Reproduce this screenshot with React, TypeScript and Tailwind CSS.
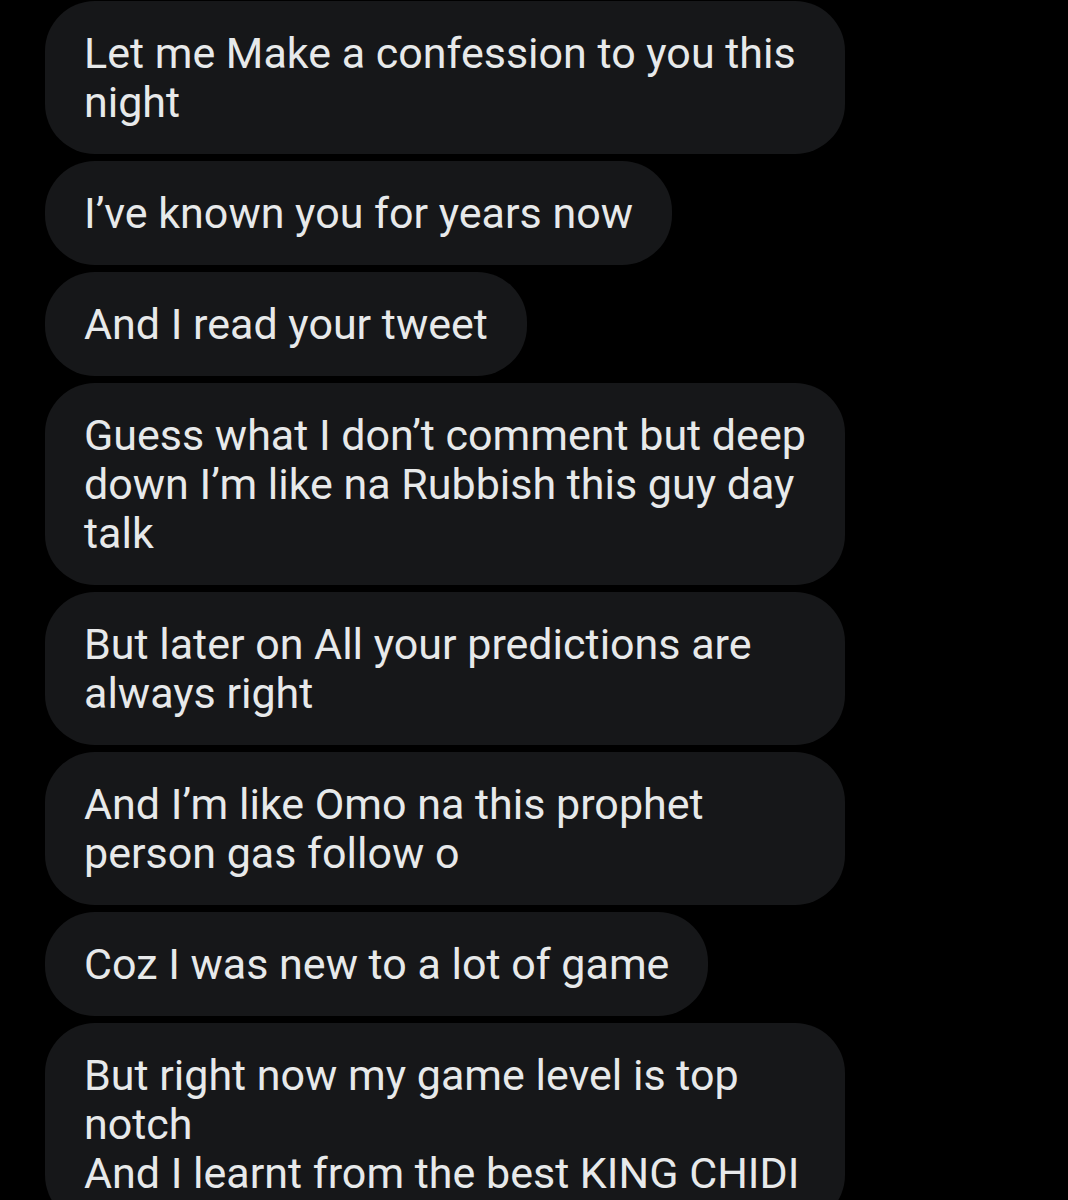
const messages = [
  'Let me Make a confession to you this night',
  'I\u2019ve known you for years now',
  'And I read your tweet',
  'Guess what I don\u2019t comment but deep down I\u2019m like na Rubbish this guy day talk',
  'But later on All your predictions are always right',
  'And I\u2019m like Omo na this prophet person gas follow o',
  'Coz I was new to a lot of game',
  'But right now my game level is top notch\nAnd I learnt from the best KING CHIDI',
];

export default function App() {
  return (
    <div className="h-[1200px] w-[1068px] overflow-hidden bg-black">
      <div className="flex flex-col items-start gap-[7px] pl-[45px] pt-[1px]" style={{ fontFamily: 'Roboto, "Noto Sans", sans-serif' }}>
        {messages.map((m, i) => (
          <div
            key={i}
            className="max-w-[800px] whitespace-pre-line rounded-[50px] bg-[#161719] px-[39px] py-[27.5px] text-[43px] leading-[49px] text-[#e7e9ea]"
          >
            {m}
          </div>
        ))}
      </div>
    </div>
  );
}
----------
__AIM OF THE EXERCISE__:
Search the data for the string "this" and copy each line where it appears.

__RESPONSE__:
Reproduce this screenshot with React, TypeScript and Tailwind CSS.
  'Let me Make a confession to you this night',
  'Guess what I don\u2019t comment but deep down I\u2019m like na Rubbish this guy day talk',
  'And I\u2019m like Omo na this prophet person gas follow o',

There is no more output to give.